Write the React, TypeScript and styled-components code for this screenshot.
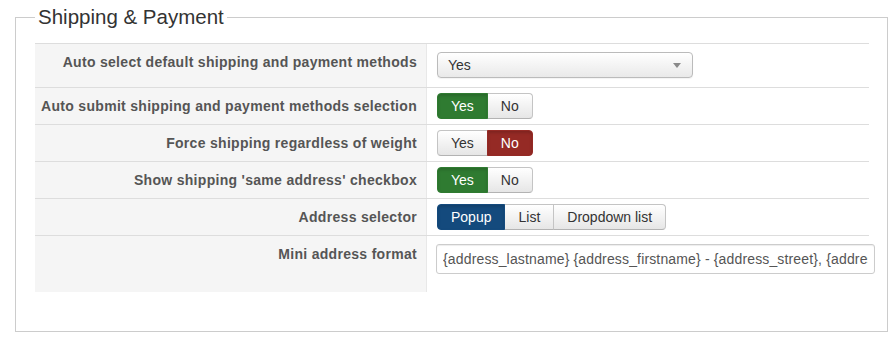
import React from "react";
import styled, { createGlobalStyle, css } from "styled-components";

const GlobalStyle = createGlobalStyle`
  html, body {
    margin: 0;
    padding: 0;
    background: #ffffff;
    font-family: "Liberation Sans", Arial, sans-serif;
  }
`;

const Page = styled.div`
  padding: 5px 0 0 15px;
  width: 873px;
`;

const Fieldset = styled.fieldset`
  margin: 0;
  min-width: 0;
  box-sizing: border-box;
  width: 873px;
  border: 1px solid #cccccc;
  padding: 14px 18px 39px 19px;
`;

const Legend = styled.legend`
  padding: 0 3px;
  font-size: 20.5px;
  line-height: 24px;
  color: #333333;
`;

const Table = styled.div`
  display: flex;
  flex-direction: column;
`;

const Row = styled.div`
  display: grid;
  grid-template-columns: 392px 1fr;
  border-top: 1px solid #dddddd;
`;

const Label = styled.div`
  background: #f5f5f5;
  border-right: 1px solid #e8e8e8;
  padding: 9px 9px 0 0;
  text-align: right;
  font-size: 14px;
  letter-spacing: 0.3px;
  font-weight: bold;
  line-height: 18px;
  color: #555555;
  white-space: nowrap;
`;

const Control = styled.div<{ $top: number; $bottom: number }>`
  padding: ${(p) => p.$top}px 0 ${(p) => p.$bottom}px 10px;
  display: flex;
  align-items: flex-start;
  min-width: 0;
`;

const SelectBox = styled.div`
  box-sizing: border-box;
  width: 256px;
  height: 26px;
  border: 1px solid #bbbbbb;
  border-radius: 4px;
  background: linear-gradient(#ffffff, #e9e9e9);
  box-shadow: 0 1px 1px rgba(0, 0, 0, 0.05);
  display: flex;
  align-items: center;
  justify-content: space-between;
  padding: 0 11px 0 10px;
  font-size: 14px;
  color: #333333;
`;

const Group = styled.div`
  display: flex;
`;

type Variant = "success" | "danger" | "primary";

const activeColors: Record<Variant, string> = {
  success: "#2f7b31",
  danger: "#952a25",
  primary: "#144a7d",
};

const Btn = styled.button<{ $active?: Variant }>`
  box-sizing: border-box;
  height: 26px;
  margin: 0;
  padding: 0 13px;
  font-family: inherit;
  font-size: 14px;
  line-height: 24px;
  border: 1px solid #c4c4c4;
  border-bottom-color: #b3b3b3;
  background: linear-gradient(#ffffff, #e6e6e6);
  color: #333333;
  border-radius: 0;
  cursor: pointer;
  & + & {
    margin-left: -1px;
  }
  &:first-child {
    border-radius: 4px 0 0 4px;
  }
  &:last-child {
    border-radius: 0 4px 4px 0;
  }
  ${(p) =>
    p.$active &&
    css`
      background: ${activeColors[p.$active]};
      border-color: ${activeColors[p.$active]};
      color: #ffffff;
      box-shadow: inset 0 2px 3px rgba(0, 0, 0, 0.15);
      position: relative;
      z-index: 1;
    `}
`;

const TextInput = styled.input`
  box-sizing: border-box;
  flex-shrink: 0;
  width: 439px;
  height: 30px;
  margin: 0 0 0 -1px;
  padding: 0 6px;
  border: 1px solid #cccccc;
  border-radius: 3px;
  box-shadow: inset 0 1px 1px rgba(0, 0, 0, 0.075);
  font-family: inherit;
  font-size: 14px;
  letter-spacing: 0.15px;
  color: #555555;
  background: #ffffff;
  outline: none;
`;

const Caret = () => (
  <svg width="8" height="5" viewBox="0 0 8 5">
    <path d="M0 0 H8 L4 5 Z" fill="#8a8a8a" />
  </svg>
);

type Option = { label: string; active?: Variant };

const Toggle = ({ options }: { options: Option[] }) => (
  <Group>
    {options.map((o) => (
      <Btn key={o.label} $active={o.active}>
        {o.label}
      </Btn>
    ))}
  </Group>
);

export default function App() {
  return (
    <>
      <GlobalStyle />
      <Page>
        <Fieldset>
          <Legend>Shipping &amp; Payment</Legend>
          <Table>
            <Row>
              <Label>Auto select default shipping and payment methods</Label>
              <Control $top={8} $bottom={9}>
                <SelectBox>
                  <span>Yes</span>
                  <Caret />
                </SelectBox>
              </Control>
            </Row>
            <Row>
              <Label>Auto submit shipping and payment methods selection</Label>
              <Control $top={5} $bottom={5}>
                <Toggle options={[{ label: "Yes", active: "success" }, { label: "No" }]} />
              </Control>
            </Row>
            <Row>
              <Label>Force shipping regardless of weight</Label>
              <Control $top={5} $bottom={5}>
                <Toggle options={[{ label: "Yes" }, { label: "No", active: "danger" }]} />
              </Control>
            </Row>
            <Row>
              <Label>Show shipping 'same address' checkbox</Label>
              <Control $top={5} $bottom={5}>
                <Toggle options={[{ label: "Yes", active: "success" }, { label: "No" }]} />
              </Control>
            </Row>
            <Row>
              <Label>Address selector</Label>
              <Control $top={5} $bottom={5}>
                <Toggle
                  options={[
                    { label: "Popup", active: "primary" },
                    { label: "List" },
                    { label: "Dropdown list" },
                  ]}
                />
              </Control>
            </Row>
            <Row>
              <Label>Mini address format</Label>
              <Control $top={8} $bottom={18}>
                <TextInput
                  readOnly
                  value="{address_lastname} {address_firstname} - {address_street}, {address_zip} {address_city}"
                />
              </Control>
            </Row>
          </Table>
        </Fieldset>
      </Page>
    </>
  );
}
• • • • • • •
_What the task requires_:
Copy each line above precisely, dropping the pictures.

_Result of the task_:
Write the React, TypeScript and styled-components code for this screenshot.
import React from "react";
import styled, { createGlobalStyle, css } from "styled-components";

const GlobalStyle = createGlobalStyle`
  html, body {
    margin: 0;
    padding: 0;
    background: #ffffff;
    font-family: "Liberation Sans", Arial, sans-serif;
  }
`;

const Page = styled.div`
  padding: 5px 0 0 15px;
  width: 873px;
`;

const Fieldset = styled.fieldset`
  margin: 0;
  min-width: 0;
  box-sizing: border-box;
  width: 873px;
  border: 1px solid #cccccc;
  padding: 14px 18px 39px 19px;
`;

const Legend = styled.legend`
  padding: 0 3px;
  font-size: 20.5px;
  line-height: 24px;
  color: #333333;
`;

const Table = styled.div`
  display: flex;
  flex-direction: column;
`;

const Row = styled.div`
  display: grid;
  grid-template-columns: 392px 1fr;
  border-top: 1px solid #dddddd;
`;

const Label = styled.div`
  background: #f5f5f5;
  border-right: 1px solid #e8e8e8;
  padding: 9px 9px 0 0;
  text-align: right;
  font-size: 14px;
  letter-spacing: 0.3px;
  font-weight: bold;
  line-height: 18px;
  color: #555555;
  white-space: nowrap;
`;

const Control = styled.div<{ $top: number; $bottom: number }>`
  padding: ${(p) => p.$top}px 0 ${(p) => p.$bottom}px 10px;
  display: flex;
  align-items: flex-start;
  min-width: 0;
`;

const SelectBox = styled.div`
  box-sizing: border-box;
  width: 256px;
  height: 26px;
  border: 1px solid #bbbbbb;
  border-radius: 4px;
  background: linear-gradient(#ffffff, #e9e9e9);
  box-shadow: 0 1px 1px rgba(0, 0, 0, 0.05);
  display: flex;
  align-items: center;
  justify-content: space-between;
  padding: 0 11px 0 10px;
  font-size: 14px;
  color: #333333;
`;

const Group = styled.div`
  display: flex;
`;

type Variant = "success" | "danger" | "primary";

const activeColors: Record<Variant, string> = {
  success: "#2f7b31",
  danger: "#952a25",
  primary: "#144a7d",
};

const Btn = styled.button<{ $active?: Variant }>`
  box-sizing: border-box;
  height: 26px;
  margin: 0;
  padding: 0 13px;
  font-family: inherit;
  font-size: 14px;
  line-height: 24px;
  border: 1px solid #c4c4c4;
  border-bottom-color: #b3b3b3;
  background: linear-gradient(#ffffff, #e6e6e6);
  color: #333333;
  border-radius: 0;
  cursor: pointer;
  & + & {
    margin-left: -1px;
  }
  &:first-child {
    border-radius: 4px 0 0 4px;
  }
  &:last-child {
    border-radius: 0 4px 4px 0;
  }
  ${(p) =>
    p.$active &&
    css`
      background: ${activeColors[p.$active]};
      border-color: ${activeColors[p.$active]};
      color: #ffffff;
      box-shadow: inset 0 2px 3px rgba(0, 0, 0, 0.15);
      position: relative;
      z-index: 1;
    `}
`;

const TextInput = styled.input`
  box-sizing: border-box;
  flex-shrink: 0;
  width: 439px;
  height: 30px;
  margin: 0 0 0 -1px;
  padding: 0 6px;
  border: 1px solid #cccccc;
  border-radius: 3px;
  box-shadow: inset 0 1px 1px rgba(0, 0, 0, 0.075);
  font-family: inherit;
  font-size: 14px;
  letter-spacing: 0.15px;
  color: #555555;
  background: #ffffff;
  outline: none;
`;

const Caret = () => (
  <svg width="8" height="5" viewBox="0 0 8 5">
    <path d="M0 0 H8 L4 5 Z" fill="#8a8a8a" />
  </svg>
);

type Option = { label: string; active?: Variant };

const Toggle = ({ options }: { options: Option[] }) => (
  <Group>
    {options.map((o) => (
      <Btn key={o.label} $active={o.active}>
        {o.label}
      </Btn>
    ))}
  </Group>
);

export default function App() {
  return (
    <>
      <GlobalStyle />
      <Page>
        <Fieldset>
          <Legend>Shipping &amp; Payment</Legend>
          <Table>
            <Row>
              <Label>Auto select default shipping and payment methods</Label>
              <Control $top={8} $bottom={9}>
                <SelectBox>
                  <span>Yes</span>
                  <Caret />
                </SelectBox>
              </Control>
            </Row>
            <Row>
              <Label>Auto submit shipping and payment methods selection</Label>
              <Control $top={5} $bottom={5}>
                <Toggle options={[{ label: "Yes", active: "success" }, { label: "No" }]} />
              </Control>
            </Row>
            <Row>
              <Label>Force shipping regardless of weight</Label>
              <Control $top={5} $bottom={5}>
                <Toggle options={[{ label: "Yes" }, { label: "No", active: "danger" }]} />
              </Control>
            </Row>
            <Row>
              <Label>Show shipping 'same address' checkbox</Label>
              <Control $top={5} $bottom={5}>
                <Toggle options={[{ label: "Yes", active: "success" }, { label: "No" }]} />
              </Control>
            </Row>
            <Row>
              <Label>Address selector</Label>
              <Control $top={5} $bottom={5}>
                <Toggle
                  options={[
                    { label: "Popup", active: "primary" },
                    { label: "List" },
                    { label: "Dropdown list" },
                  ]}
                />
              </Control>
            </Row>
            <Row>
              <Label>Mini address format</Label>
              <Control $top={8} $bottom={18}>
                <TextInput
                  readOnly
                  value="{address_lastname} {address_firstname} - {address_street}, {address_zip} {address_city}"
                />
              </Control>
            </Row>
          </Table>
        </Fieldset>
      </Page>
    </>
  );
}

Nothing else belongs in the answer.